I vividly remember watching the footage of Oscar Grant’s murder on New Year’s Day 2009. Phones were becoming smarter every day. Citizen journalism was on the rise, even if it didn’t have a name then. The videos disturbed me greatly. So I resisted watching this movie until I was better prepared to consume it.
Ryan Coogler – being a Bay Area native – perfectly captures Bay Area culture. Coogler showed the world what it was like growing up in the Bay in subtle ways, not even considering that they filmed on location when and where they could. The dialogue stood out to me in a finite sort of way; the diction was very Bay Area.
Oscar could’ve been a kid I went to school with, another lost soul trying to get straight for his little girl. In fact, he was three years younger than me. That hit close to home.
Seeing him roll with everyone to the City was like watching them in real-time. I could see groups like that anywhere in the Bay, on any given day.

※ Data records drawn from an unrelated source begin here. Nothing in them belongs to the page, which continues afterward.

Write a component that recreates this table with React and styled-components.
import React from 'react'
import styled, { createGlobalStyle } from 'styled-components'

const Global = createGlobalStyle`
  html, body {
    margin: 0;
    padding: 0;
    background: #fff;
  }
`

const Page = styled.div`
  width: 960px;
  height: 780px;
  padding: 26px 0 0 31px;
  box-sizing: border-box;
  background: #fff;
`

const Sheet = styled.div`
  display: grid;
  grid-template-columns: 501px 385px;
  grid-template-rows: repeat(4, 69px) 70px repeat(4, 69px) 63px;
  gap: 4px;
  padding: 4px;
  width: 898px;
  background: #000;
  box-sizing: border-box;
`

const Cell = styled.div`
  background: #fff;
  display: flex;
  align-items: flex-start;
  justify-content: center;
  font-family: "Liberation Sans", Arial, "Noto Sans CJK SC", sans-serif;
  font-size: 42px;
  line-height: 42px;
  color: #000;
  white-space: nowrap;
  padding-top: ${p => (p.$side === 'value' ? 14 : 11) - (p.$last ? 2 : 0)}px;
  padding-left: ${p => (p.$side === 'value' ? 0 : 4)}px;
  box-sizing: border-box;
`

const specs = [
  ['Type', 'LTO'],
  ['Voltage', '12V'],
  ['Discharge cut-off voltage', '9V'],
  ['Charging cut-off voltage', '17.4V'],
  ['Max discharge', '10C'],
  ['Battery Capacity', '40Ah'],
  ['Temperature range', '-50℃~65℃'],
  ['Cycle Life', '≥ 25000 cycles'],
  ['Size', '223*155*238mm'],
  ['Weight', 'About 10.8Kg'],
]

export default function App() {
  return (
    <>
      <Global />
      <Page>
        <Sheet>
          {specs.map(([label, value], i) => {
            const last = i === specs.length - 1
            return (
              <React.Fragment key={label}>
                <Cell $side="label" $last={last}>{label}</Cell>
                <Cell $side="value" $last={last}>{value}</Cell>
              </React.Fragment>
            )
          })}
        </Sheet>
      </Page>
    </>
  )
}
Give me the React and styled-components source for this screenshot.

When the people come together on the BART to ring in the New Year, that’s what gave me the biggest smile. That’s what I loved most about living there. You come together when the music’s on, no matter what your path is.
Watching the movie was additionally bittersweet for me. When I attended orientation for my grad program, I lived with my extended family in Alameda temporarily. Thus, the closest BART station into the City was – you guessed it – Fruitvale Station.
It was surreal to be there, knowing this happened to him. My life changed for the better, and Oscar never got that chance, even though he was ready to make those moves. That was a sobering thought.
The acting was on point from the whole cast: Michael B. Jordan’s Oscar and Octavia Spencer’s Wanda were standouts, each was beautifully rendered.
Stories like this need to be told. I’m glad Coogler fought to tell Oscar’s story. We’re all the better for it.